If Generation Z Won't Eat It Maybe Cats & Dogs Will: "Could Cultured Meat’s First Mass Consumers Be Pets?"

Following on September 10's "Generation Z Not That Keen On Lab Grown Meat".
From AgFunder News:

From Burger King to Saudi prince: Bond founder on why cats & dogs could be cultured meat’s first mass consumers
Providing advertising makeovers and comms tips to a fast food giant used to gnaw at the moral fiber of former brand strategist Rich Kelleman.
“I was a vegan at Burger King,” he explains to AFN.
This was a decade ago, long before the days of vegan Impossible Whoppers. He felt sheer awkwardness and cognitive dissonance in helping to mass market something he personally objected to, he says. This feeling was at its most acute during meetings with his premier client, where steaming trays of meat-based products would float into boardrooms to be offered to all attendees – only for Kelleman to coyly refuse, before collaborating to convince others to gorge on them.
Eventually, he succumbed to Shakespearean advice: To thine own self be true. He left the ‘royal household,’ but stayed in the same city — Boulder, Colorado — where he and his wife bought a dog named Rumples.

That dog, though, was persistently carnivorous; Kelleman began to wonder each day, as he spooned out large and low-grade chunks of meat for Rumples’ delectation, if there might be a healthy way for pets like his to be vegan too.

There were reasons for avoiding the plant-based route. It’s harder for naturally carnivorous dogs and cats to get the right nutrients with plant-based options like soy, which could in fact block absorption and hamper digestion.
Inspired by early cultured protein trailblazers like Memphis Meats, Kelleman thought: “What about cultured meat for pets?”

The name’s Bond. Bond Pet Foods
By 2017, Kelleman founded cultured pet food company Bond Pet Foods, where he now serves as CEO.
Fast forward to September 2020, and the startup has just closed a bridge round of funding to accelerate its work, with follow-on capital from its seed investors Lever VC and KBW Ventures, and Stage 1 and Trellis Road coming aboard for the first time.
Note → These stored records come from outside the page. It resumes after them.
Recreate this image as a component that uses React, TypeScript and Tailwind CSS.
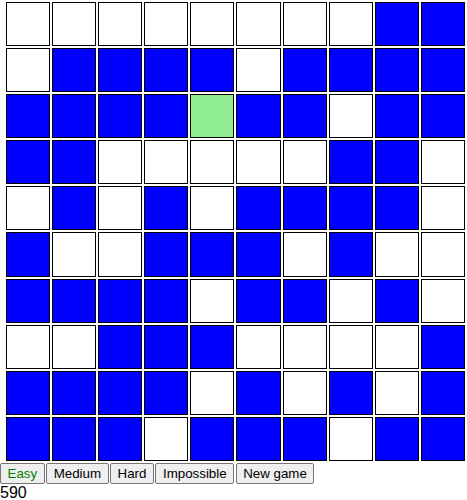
const rows = [
  'WWWWWWWWBB',
  'WBBBBWBBBB',
  'BBBBGBBWBB',
  'BBWWWWWBBW',
  'WBWBWBBBBW',
  'BWWBBBWBWW',
  'BBBBWBBWBW',
  'WWBBBWWWWB',
  'BBBBWBWBWB',
  'BBBWBBBWBB',
];

const cellColor: Record<string, string> = {
  W: 'bg-white',
  B: 'bg-[#0000ff]',
  G: 'bg-[#90ee90]',
};

const levels = ['Easy', 'Medium', 'Hard', 'Impossible', 'New game'];

export default function App() {
  return (
    <div className="font-['Liberation_Sans',Arial,sans-serif] text-black bg-white">
      <div className="pl-[6px] pt-[2px]">
        <div className="grid grid-cols-10 grid-rows-10 gap-[2px] w-[459px] h-[459px]">
          {rows.flatMap((row, r) =>
            row.split('').map((c, i) => (
              <div key={`${r}-${i}`} className={`border border-black ${cellColor[c]}`} />
            ))
          )}
        </div>
      </div>
      <div className="flex gap-[1.5px] mt-[2px]">
        {levels.map((l, i) => (
          <button
            key={l}
            className={`h-[21px] px-[6.5px] text-[13.33px] leading-none bg-[#efefef] border border-[#767676] rounded-[2px] ${
              i === 0 ? 'text-[#008000]' : 'text-black'
            }`}
          >
            {l}
          </button>
        ))}
      </div>
      <div className="text-[16px] leading-[18px]">590</div>
    </div>
  );
}
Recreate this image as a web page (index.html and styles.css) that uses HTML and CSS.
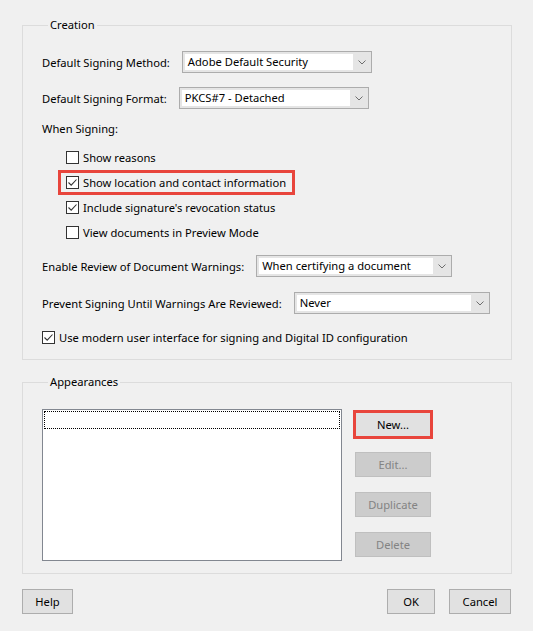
FILE: index.html
```html
<!DOCTYPE html>
<html lang="en">
<head>
  <meta charset="UTF-8" />
  <meta name="viewport" content="width=device-width, initial-scale=1.0" />
  <title>Signing Preferences</title>
  <link rel="stylesheet" href="styles.css">
</head>
<body>
  <div class="dialog">
    <fieldset class="group creation">
      <legend>Creation</legend>

      <div class="field-row">
        <span class="label">Default Signing Method:</span>
        <div class="combo combo-short">
          <span class="combo-value">Adobe Default Security</span>
          <span class="combo-arrow"><svg width="8" height="5" viewBox="0 0 8 5"><path d="M0.5 0.5 L4 4 L7.5 0.5" fill="none" stroke="#6d6d6d" stroke-width="1"/></svg></span>
        </div>
      </div>

      <div class="field-row">
        <span class="label">Default Signing Format:</span>
        <div class="combo combo-short">
          <span class="combo-value">PKCS#7 - Detached</span>
          <span class="combo-arrow"><svg width="8" height="5" viewBox="0 0 8 5"><path d="M0.5 0.5 L4 4 L7.5 0.5" fill="none" stroke="#6d6d6d" stroke-width="1"/></svg></span>
        </div>
      </div>

      <div class="section-label">When Signing:</div>

      <div class="check-list">
        <label class="check-row"><span class="cb"></span>Show reasons</label>
        <label class="check-row highlight"><span class="cb"><svg width="11" height="11" viewBox="0 0 11 11"><path d="M1.5 5.5 L4.2 8.2 L9.5 2.5" fill="none" stroke="#333" stroke-width="1.1"/></svg></span>Show location and contact information</label>
        <label class="check-row"><span class="cb"><svg width="11" height="11" viewBox="0 0 11 11"><path d="M1.5 5.5 L4.2 8.2 L9.5 2.5" fill="none" stroke="#333" stroke-width="1.1"/></svg></span>Include signature's revocation status</label>
        <label class="check-row"><span class="cb"></span>View documents in Preview Mode</label>
      </div>

      <div class="field-row review-row">
        <span class="label">Enable Review of Document Warnings:</span>
        <div class="combo combo-long">
          <span class="combo-value">When certifying a document</span>
          <span class="combo-arrow"><svg width="8" height="5" viewBox="0 0 8 5"><path d="M0.5 0.5 L4 4 L7.5 0.5" fill="none" stroke="#6d6d6d" stroke-width="1"/></svg></span>
        </div>
      </div>

      <div class="field-row prevent-row">
        <span class="label">Prevent Signing Until Warnings Are Reviewed:</span>
        <div class="combo combo-long">
          <span class="combo-value">Never</span>
          <span class="combo-arrow"><svg width="8" height="5" viewBox="0 0 8 5"><path d="M0.5 0.5 L4 4 L7.5 0.5" fill="none" stroke="#6d6d6d" stroke-width="1"/></svg></span>
        </div>
      </div>

      <label class="check-row modern-row"><span class="cb"><svg width="11" height="11" viewBox="0 0 11 11"><path d="M1.5 5.5 L4.2 8.2 L9.5 2.5" fill="none" stroke="#333" stroke-width="1.1"/></svg></span>Use modern user interface for signing and Digital ID configuration</label>
    </fieldset>

    <fieldset class="group appearances">
      <legend>Appearances</legend>
      <div class="appearance-body">
        <div class="list-box">
          <div class="list-focus"></div>
        </div>
        <div class="side-buttons">
          <button class="btn highlight">New...</button>
          <button class="btn" disabled>Edit...</button>
          <button class="btn" disabled>Duplicate</button>
          <button class="btn" disabled>Delete</button>
        </div>
      </div>
    </fieldset>

    <div class="footer">
      <button class="btn btn-help">Help</button>
      <div class="footer-right">
        <button class="btn btn-ok">OK</button>
        <button class="btn btn-cancel">Cancel</button>
      </div>
    </div>
  </div>
</body>
</html>
```

FILE: styles.css
```css
:root {
  --bg: #f0f0f0;
  --text: #000;
  --group-border: #dcdcdc;
  --control-border: #adadad;
  --button-bg: #e1e1e1;
  --disabled-bg: #cccccc;
  --disabled-border: #bfbfbf;
  --disabled-text: #838383;
  --mark: #e8453c;
}
* {
  box-sizing: border-box;
}
body {
  margin: 0;
  background: var(--bg);
  color: var(--text);
  font-family: "Noto Sans", "Open Sans", sans-serif;
  font-size: 11.2px;
  line-height: 15px;
}
.dialog {
  padding: 18px 21px 0 22px;
}
.group {
  margin: 0;
  min-width: 0;
  border: 1px solid var(--group-border);
  padding: 0 19px;
}
.group legend {
  margin-left: 6px;
  padding: 0 2px;
  line-height: 14px;
}
.creation {
  padding-top: 19px;
  padding-bottom: 9px;
}
.field-row {
  display: flex;
  align-items: center;
  gap: 12px;
  height: 22px;
  margin-bottom: 14px;
}
.label {
  white-space: nowrap;
  flex-shrink: 0;
}
.combo {
  display: flex;
  height: 22px;
  padding: 2px 0 2px 2px;
  background: #e5e5e5;
  border: 1px solid #acacac;
}
.combo-short {
  width: 190px;
}
.combo-long {
  width: 196px;
}
.combo-value {
  flex: 1;
  background: #fff;
  padding-left: 3px;
  line-height: 16px;
  white-space: nowrap;
}
.combo-arrow {
  width: 18px;
  display: flex;
  align-items: center;
  justify-content: center;
}
.section-label {
  height: 16px;
  line-height: 16px;
  margin-top: -2px;
}
.check-list {
  margin-top: 8px;
  padding-left: 24px;
}
.check-row {
  display: flex;
  align-items: center;
  width: fit-content;
  height: 25px;
  padding-right: 6px;
  white-space: nowrap;
}
.check-row.highlight {
  margin-left: -8px;
  padding-left: 5px;
  border: 3px solid var(--mark);
}
.cb {
  width: 13px;
  height: 13px;
  margin-right: 4px;
  flex-shrink: 0;
  display: flex;
  align-items: center;
  justify-content: center;
  background: #fff;
  border: 1px solid #333;
}
.review-row {
  margin-top: 10px;
  margin-bottom: 15px;
}
.prevent-row {
  margin-bottom: 11px;
}
.modern-row {
  height: 25px;
}
.appearances {
  margin-top: 15px;
  padding-top: 20px;
  padding-bottom: 12px;
}
.appearance-body {
  display: flex;
  gap: 13px;
}
.list-box {
  width: 300px;
  height: 152px;
  background: #fff;
  border: 1px solid #828790;
  padding: 1px;
}
.list-focus {
  height: 18px;
  border: 1px dotted #000;
}
.side-buttons {
  display: flex;
  flex-direction: column;
  gap: 15px;
  padding-top: 3px;
}
.btn {
  height: 25px;
  width: 76px;
  padding: 0;
  font: inherit;
  color: var(--text);
  background: var(--button-bg);
  border: 1px solid var(--control-border);
}
.btn.highlight {
  outline: 3px solid var(--mark);
  outline-offset: -1px;
}
.btn:disabled {
  background: var(--disabled-bg);
  border-color: var(--disabled-border);
  color: var(--disabled-text);
}
.footer {
  display: flex;
  justify-content: space-between;
  margin-top: 15px;
}
.footer-right {
  display: flex;
  gap: 14px;
  padding-right: 1px;
}
.btn-help {
  width: 51px;
}
.btn-ok {
  width: 48px;
}
.btn-cancel {
  width: 62px;
}
```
These investments, combined with the $1.2 million seed round previously reported by AFN, equates to a total of just under $2 million to date. The presence of KBW Ventures brings Kelleman under the auspices of a royal household very different from Burger King; KBW is an early-stage VC firm founded by the Saudi Arabian prince Khaled bin Alwaleed bin Talal....
....MUCH MORE

I still think there is still potential in the solution proposed in the Gen Z post: reeducation camps for the reluctant.
And Greta. She seems sad these days what with Covid-19 sucking all the air out of the room.
Greta might want to run the camps.
She seems tough enough. Maybe in a few years jodhpurs and a riding crop, molding young minds.